Hoy la estancia se ha tornado viva, florecida. Esta morada, que alguna vez cobijó el hábito fragante de un café sobre la mesa tendida, es ahora refugio de afectos y convites. Este espacio, libre de la vieja penumbra sucia de olvidos, será en lo adelante la atmósfera recuperada para todos, el ámbito exacto y rotundo del encuentro.

Bien lo dije: la casa no es la que era. Federico hizo el milagro. Y luego quiso, sin antes ni después, que yo corriera las cortinas y divulgara tan generoso prodigio ante sus amigos ciertos, esto es, frente a todos ustedes.

La palabra rescatada

El ‘Arturo Fuente Cigar Club’, de Ciro Cascella hijo, es un prodigio de la arquitectura de interiores.

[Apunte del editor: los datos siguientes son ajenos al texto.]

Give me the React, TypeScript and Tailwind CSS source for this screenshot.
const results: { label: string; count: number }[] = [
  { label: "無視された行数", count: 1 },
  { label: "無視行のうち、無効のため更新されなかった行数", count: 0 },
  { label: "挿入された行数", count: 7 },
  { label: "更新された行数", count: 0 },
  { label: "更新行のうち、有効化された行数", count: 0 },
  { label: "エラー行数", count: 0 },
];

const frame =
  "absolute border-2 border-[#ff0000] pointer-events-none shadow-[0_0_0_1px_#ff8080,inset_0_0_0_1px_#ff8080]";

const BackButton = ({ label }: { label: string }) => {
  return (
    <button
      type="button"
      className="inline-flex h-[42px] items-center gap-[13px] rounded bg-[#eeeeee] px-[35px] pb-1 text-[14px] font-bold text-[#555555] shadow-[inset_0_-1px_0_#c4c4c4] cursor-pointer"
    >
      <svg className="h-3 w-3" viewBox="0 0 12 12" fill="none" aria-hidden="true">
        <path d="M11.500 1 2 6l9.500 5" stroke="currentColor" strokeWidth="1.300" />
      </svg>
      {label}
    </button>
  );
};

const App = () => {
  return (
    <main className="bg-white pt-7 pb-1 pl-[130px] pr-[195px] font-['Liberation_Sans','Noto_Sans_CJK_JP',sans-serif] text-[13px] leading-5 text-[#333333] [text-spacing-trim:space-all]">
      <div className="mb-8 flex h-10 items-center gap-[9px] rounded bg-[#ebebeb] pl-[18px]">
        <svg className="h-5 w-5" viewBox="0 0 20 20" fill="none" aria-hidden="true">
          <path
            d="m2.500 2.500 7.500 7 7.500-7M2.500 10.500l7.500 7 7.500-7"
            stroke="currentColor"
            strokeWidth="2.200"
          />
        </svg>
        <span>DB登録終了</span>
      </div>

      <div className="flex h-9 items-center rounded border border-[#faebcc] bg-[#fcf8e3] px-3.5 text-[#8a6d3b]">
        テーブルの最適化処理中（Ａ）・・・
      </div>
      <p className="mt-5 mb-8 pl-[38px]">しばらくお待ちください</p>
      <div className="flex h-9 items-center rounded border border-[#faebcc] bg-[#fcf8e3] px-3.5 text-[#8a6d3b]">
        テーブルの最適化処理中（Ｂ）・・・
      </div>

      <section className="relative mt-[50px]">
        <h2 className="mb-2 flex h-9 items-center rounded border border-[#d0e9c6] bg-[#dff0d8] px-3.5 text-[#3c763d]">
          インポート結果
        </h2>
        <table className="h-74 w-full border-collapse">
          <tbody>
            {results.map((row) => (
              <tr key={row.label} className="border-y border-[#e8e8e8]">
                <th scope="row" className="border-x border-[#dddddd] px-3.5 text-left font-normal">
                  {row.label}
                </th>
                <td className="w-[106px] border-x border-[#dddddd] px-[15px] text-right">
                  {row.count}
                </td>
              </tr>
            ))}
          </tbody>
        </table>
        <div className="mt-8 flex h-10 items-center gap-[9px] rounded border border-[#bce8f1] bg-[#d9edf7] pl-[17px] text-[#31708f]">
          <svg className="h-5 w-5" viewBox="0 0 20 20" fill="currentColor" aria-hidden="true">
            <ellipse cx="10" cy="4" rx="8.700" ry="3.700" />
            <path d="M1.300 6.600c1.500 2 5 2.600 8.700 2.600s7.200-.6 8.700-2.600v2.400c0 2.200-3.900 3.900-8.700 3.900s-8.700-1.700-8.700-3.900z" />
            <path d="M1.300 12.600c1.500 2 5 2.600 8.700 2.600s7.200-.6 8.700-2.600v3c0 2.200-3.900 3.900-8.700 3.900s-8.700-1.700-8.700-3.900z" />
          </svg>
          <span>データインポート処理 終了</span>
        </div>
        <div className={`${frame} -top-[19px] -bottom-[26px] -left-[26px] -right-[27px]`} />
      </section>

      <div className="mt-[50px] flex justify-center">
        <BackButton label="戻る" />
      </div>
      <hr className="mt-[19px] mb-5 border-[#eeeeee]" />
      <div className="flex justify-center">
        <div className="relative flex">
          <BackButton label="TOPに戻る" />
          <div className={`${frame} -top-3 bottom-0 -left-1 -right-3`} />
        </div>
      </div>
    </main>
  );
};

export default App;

Alejandra Guzmán convocó naturaleza y hechizo, sortilegio y materia, hasta culminar en aquel espacio de belleza insólita y emocionante.

A modo de añadidura, la artista francesa Florence Panis Wiriath diseñó unas esculturas (unas ‘instalaciones’, diríamos mejor) que ahora cuelgan en las paredes del Cigar Club. En ellas se emplearon, como ‘leit motiv’, las molduras y piezas de madera con que la familia Fuente inició, hace más de un siglo, su industria de elaboración del tabaco.

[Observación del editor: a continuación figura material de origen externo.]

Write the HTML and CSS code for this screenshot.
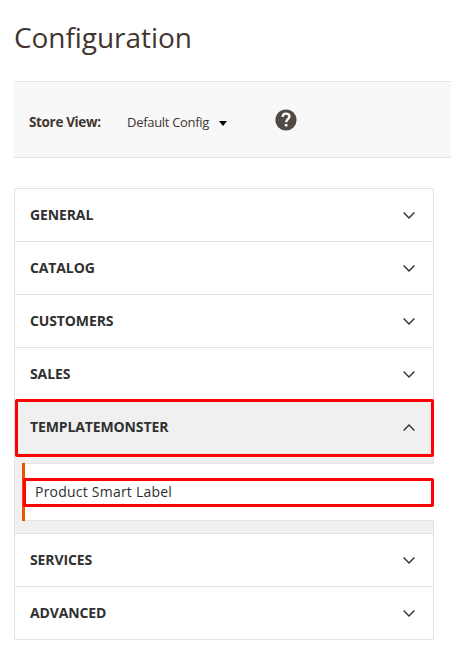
FILE: index.html
```html
<!DOCTYPE html>
<html lang="en">
<head>
<meta charset="utf-8">
<title>Configuration</title>
<link rel="stylesheet" href="styles.css">
</head>
<body>
<h1 class="page-title">Configuration</h1>
<div class="toolbar">
  <span class="store-label">Store View:</span>
  <button class="store-switch">Default Config<svg class="caret" width="8" height="5" viewBox="0 0 8 5"><path d="M0 0h8L4 5z"/></svg></button>
  <svg class="help" width="22" height="22" viewBox="0 0 22 22"><circle cx="11" cy="11" r="10.6" fill="#514943"/><path d="M7.6 7.8C7.8 5.6 9.2 4.6 11 4.6c2 0 3.4 1.1 3.4 2.9 0 2.6-3.2 2.8-3.2 5.7" fill="none" stroke="#f8f8f8" stroke-width="2.4"/><rect x="9.7" y="14.9" width="2.8" height="2.7" rx=".6" fill="#f8f8f8"/></svg>
</div>
<nav class="config-nav">
  <div class="section"><span>GENERAL</span><svg class="chevron" viewBox="0 0 12 7"><path d="M.6.6 6 5.9 11.4.6"/></svg></div>
  <div class="section"><span>CATALOG</span><svg class="chevron" viewBox="0 0 12 7"><path d="M.6.6 6 5.9 11.4.6"/></svg></div>
  <div class="section"><span>CUSTOMERS</span><svg class="chevron" viewBox="0 0 12 7"><path d="M.6.6 6 5.9 11.4.6"/></svg></div>
  <div class="section"><span>SALES</span><svg class="chevron" viewBox="0 0 12 7"><path d="M.6.6 6 5.9 11.4.6"/></svg></div>
  <div class="section open"><span>TEMPLATEMONSTER</span><svg class="chevron" viewBox="0 0 12 7"><path d="M.6 6.4 6 1.1 11.4 6.4"/></svg></div>
  <div class="submenu"><a class="subitem">Product Smart Label</a></div>
  <div class="section"><span>SERVICES</span><svg class="chevron" viewBox="0 0 12 7"><path d="M.6.6 6 5.9 11.4.6"/></svg></div>
  <div class="section"><span>ADVANCED</span><svg class="chevron" viewBox="0 0 12 7"><path d="M.6.6 6 5.9 11.4.6"/></svg></div>
</nav>
</body>
</html>
```
FILE: styles.css
```css
* { box-sizing: border-box; }
body {
  margin: 0;
  padding: 17px 0 0 14px;
  background: #fff;
  color: #303030;
  font-family: "Open Sans", "Noto Sans", sans-serif;
  overflow: hidden;
}
.page-title {
  margin: 0;
  height: 64px;
  font-size: 28px;
  line-height: 40px;
  font-weight: 400;
  letter-spacing: -.06px;
  color: #41362f;
}
.toolbar {
  display: flex;
  align-items: center;
  height: 77px;
  padding: 0 0 0 15px;
  background: #f8f8f8;
  border-top: 1px solid #e3e3e3;
  border-bottom: 1px solid #e3e3e3;
}
.store-label {
  width: 98px;
  padding-top: 4px;
  font-size: 13.5px;
  line-height: 20px;
  font-weight: 700;
  letter-spacing: -.35px;
  color: #41362f;
}
.store-switch {
  display: flex;
  align-items: center;
  width: 148px;
  padding: 4px 0 0;
  border: 0;
  background: none;
  font: 13px/20px "Open Sans", sans-serif;
  letter-spacing: -.3px;
  color: #41362f;
}
.caret { margin: 4px 0 0 9.5px; fill: #000; }
.help { margin-top: 1px; }
.config-nav {
  position: relative;
  width: 420px;
  margin-top: 30px;
  border: 1px solid #e3e3e3;
  border-bottom: 0;
}
.section {
  display: flex;
  align-items: center;
  justify-content: space-between;
  height: 53px;
  padding: 0 18px 0 15px;
  border-bottom: 1px solid #e3e3e3;
  font-size: 14px;
  line-height: 20px;
  font-weight: 700;
  letter-spacing: -.12px;
}
.chevron {
  width: 12px;
  height: 7px;
  fill: none;
  stroke: #303030;
  stroke-width: 1.4;
}
.open { position: relative; background: #f0f0f0; }
.open::after {
  content: "";
  position: absolute;
  inset: -2px -1px -4px 0;
  border: 3px solid #f00;
  border-radius: 2px;
}
.submenu {
  padding: 9px 0 12px 7px;
  background: #f0f0f0;
  border-bottom: 1px solid #e3e3e3;
}
.subitem {
  display: flex;
  align-items: center;
  position: relative;
  height: 58px;
  margin-right: -1px;
  padding: 0 0 2px 10px;
  border-left: 3px solid #eb5202;
  background: #fff;
  box-shadow: inset 0 1px #e3e3e3, inset 0 -1px #e3e3e3;
  font-size: 14px;
  font-weight: 500;
  letter-spacing: .22px;
}
.subitem::after {
  content: "";
  position: absolute;
  inset: 15px 0 14px -2px;
  border: 3px solid #f00;
  border-radius: 2px;
}
```
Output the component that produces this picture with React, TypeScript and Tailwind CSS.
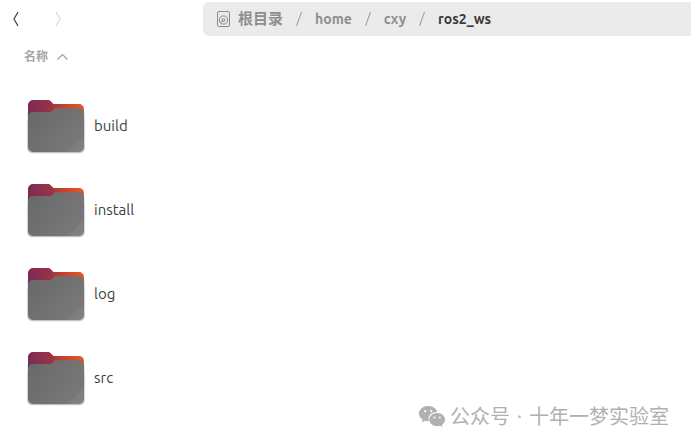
import { Fragment } from 'react';

const folders = ['build', 'install', 'log', 'src'];
const parents = ['home', 'cxy'];

function FolderIcon({ id }: { id: string }) {
  return (
    <svg className="h-[60px] w-[60px] shrink-0" viewBox="0 0 60 60" aria-hidden="true">
      <defs>
        <linearGradient id={`${id}-back`} x1="2" y1="18" x2="58" y2="8" gradientUnits="userSpaceOnUse">
          <stop offset="0" stopColor="#77285a" />
          <stop offset="0.2" stopColor="#8b2f4d" />
          <stop offset="0.42" stopColor="#973345" />
          <stop offset="0.55" stopColor="#b83d35" />
          <stop offset="1" stopColor="#ea5827" />
        </linearGradient>
        <linearGradient id={`${id}-front`} x1="2" y1="14" x2="58" y2="56" gradientUnits="userSpaceOnUse">
          <stop offset="0" stopColor="#686868" />
          <stop offset="1" stopColor="#7b7b7b" />
        </linearGradient>
      </defs>
      <rect x="1" y="14" width="58" height="43.500" rx="5" fill="#000" opacity="0.1" />
      <rect x="1.500" y="20" width="57" height="37" rx="5" fill="#000" opacity="0.15" />
      <path
        d="M2 9a5 5 0 0 1 5-5h14.500c1.500 0 2.500.4 3.500 1.500L27.500 8H53a5 5 0 0 1 5 5v30H2z"
        fill={`url(#${id}-back)`}
      />
      <path
        d="M2 20.500a4.500 4.500 0 0 1 4.500-4.500h16.500c1.500 0 2.300-.4 3.200-1.300l1.200-1.200c.8-.9 1.600-1.300 3.100-1.300H53a5 5 0 0 1 5 4.800v34a5 5 0 0 1-5 5H7a5 5 0 0 1-5-5z"
        fill={`url(#${id}-front)`}
      />
      <path d="M58 40v11a5 5 0 0 1-5 5H42z" fill="#fff" opacity="0.05" />
    </svg>
  );
}

function DiskIcon() {
  return (
    <svg className="h-4 w-[14px] shrink-0" viewBox="0 0 14 16" fill="none" stroke="#8b8b8b" aria-hidden="true">
      <rect x="0.500" y="0.500" width="12" height="15" rx="1.500" />
      <circle cx="6.500" cy="9" r="4.100" />
      <circle cx="6.500" cy="9" r="1.500" />
      <path d="M6.500 9 3.500 12" />
    </svg>
  );
}

function Separator() {
  return (
    <svg className="mx-3 h-4 w-2 shrink-0" viewBox="0 0 8 16" fill="none" stroke="#989898" aria-hidden="true">
      <path d="M6.500 1 1.500 15" />
    </svg>
  );
}

function WechatIcon() {
  return (
    <svg className="h-[22px] w-[27px] shrink-0" viewBox="0 0 27 22" fill="#b0b0b0" aria-hidden="true">
      <path d="M9.200 0C4.100 0 0 3.400 0 7.600c0 2.500 1.400 4.600 3.600 6L2.700 16.500l3.400-1.700c1.100.3 2 .5 3.100.5h.9c-1.900-5.100 2-9.200 7.900-9.200h.3C17.400 2.500 13.700 0 9.200 0z" />
      <path d="M18.200 6.900c-4.400 0-7.900 2.900-7.900 6.600s3.500 6.700 7.900 6.700c1 0 1.900-.2 2.800-.4l2.600 1.500-.7-2.400c1.900-1.300 3.100-3.200 3.100-5.400 0-3.700-3.500-6.600-7.800-6.600z" />
      <g fill="#fff">
        <circle cx="6.200" cy="5.200" r="1.100" />
        <circle cx="12.300" cy="5.200" r="1.100" />
        <circle cx="15.600" cy="11.400" r="1" />
        <circle cx="20.800" cy="11.400" r="1" />
      </g>
    </svg>
  );
}

export default function App() {
  return (
    <div className="relative min-h-screen bg-white font-[Ubuntu,'Open_Sans','Noto_Sans_CJK_SC',sans-serif] text-[#3d3d3d]">
      <header className="flex items-center pt-[2px]">
        <div className="flex w-[203px] shrink-0 gap-4 pl-[6px]">
          <button type="button" aria-label="后退" className="flex h-[34px] w-5 items-center justify-center">
            <svg className="h-4 w-[6px]" viewBox="0 0 6 16" fill="none" stroke="#3d3d3d" strokeWidth="1.200">
              <path d="M5 1 1 8l4 7" />
            </svg>
          </button>
          <button type="button" aria-label="前进" disabled className="flex h-[34px] w-8 items-center justify-center">
            <svg className="h-4 w-[6px]" viewBox="0 0 6 16" fill="none" stroke="#dadada" strokeWidth="1.200">
              <path d="m1 1 4 7-4 7" />
            </svg>
          </button>
        </div>
        <nav
          aria-label="路径"
          className="flex h-[34px] flex-1 items-center rounded-l-md bg-[#ebebeb] pl-[14px] text-[14px] font-bold text-[#8e8e8e]"
        >
          <a href="#root" className="flex items-center gap-[7px]">
            <DiskIcon />
            <span className="text-[15px]">根目录</span>
          </a>
          {parents.map((name) => (
            <Fragment key={name}>
              <Separator />
              <a href={`#${name}`}>{name}</a>
            </Fragment>
          ))}
          <Separator />
          <a href="#ros2_ws" aria-current="page" className="text-[#3a3a3a]">
            ros2_ws
          </a>
        </nav>
      </header>
      <main>
        <button type="button" className="flex h-[42px] items-center gap-[9px] pl-6 text-[12px] font-bold text-[#a5a5a5]">
          名称
          <svg className="h-[6px] w-[11px]" viewBox="0 0 11 6" fill="none" stroke="#a0a0a0" strokeWidth="1.200">
            <path d="m.5 5.500 5-5 5 5" />
          </svg>
        </button>
        <ul className="pt-[6px]">
          {folders.map((name) => (
            <li key={name} className="flex h-[84px] items-center gap-2 pl-[26px] text-[15px]">
              <FolderIcon id={name} />
              <span>{name}</span>
            </li>
          ))}
        </ul>
      </main>
      <div className="absolute right-[22px] bottom-[13px] flex items-center gap-1 text-[20px] whitespace-pre text-[#b0b0b0]">
        <WechatIcon />
        <span className="font-['DejaVu_Sans','Noto_Sans_CJK_SC',sans-serif]">公众号 · 十年一梦实验室</span>
      </div>
    </div>
  );
}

Ciro quiso que yo comentara estas obras, en las que el recuerdo se entrelaza al leño, a la música y a la pasión. Con brevísimas frases intenté evocar el talento plástico de Florence, tanto como la voluntad tenaz y el espíritu de progreso de un linaje amigo: Carlos, Carlito y la familia entera de Arturo Fuente.

Ya cesó el vasto silencio, la prolongada quietud de unas maderas cargadas de biografía. Las molduras hablan entonces con el timbre verosímil y erguido de una estirpe. Con la música invisible de cien años de ensueño y de fatiga. Con el rumor de la empinada sangre de una historia.

La madera, desde el inicio de los tiempos, se consideró un símbolo de la madre. Los latinos la llamaban ‘materia’. Sirvió siempre para cobijar, para dar abrigo, para hacer posible la vida de los hombres.

La sabiduría de la mediacaña hace ahora contrapunto con las hojas coloreadas y los pentagramas. Hay ráfagas de silencio y de transparencia súbita en el canto de estos listones y formones de boca arqueada. Es madera brava y palpitante que hoy, en los muros de esta casa, decidió contarnos su vida.

E imaginemos así el talento de una artista como Florence Panis Wiriath, quien anticipó estas razones antes de tocar los portones del ensueño y, tal vez, mucho antes de dictar la incesante revelación que ahora flota ante nuestros ojos.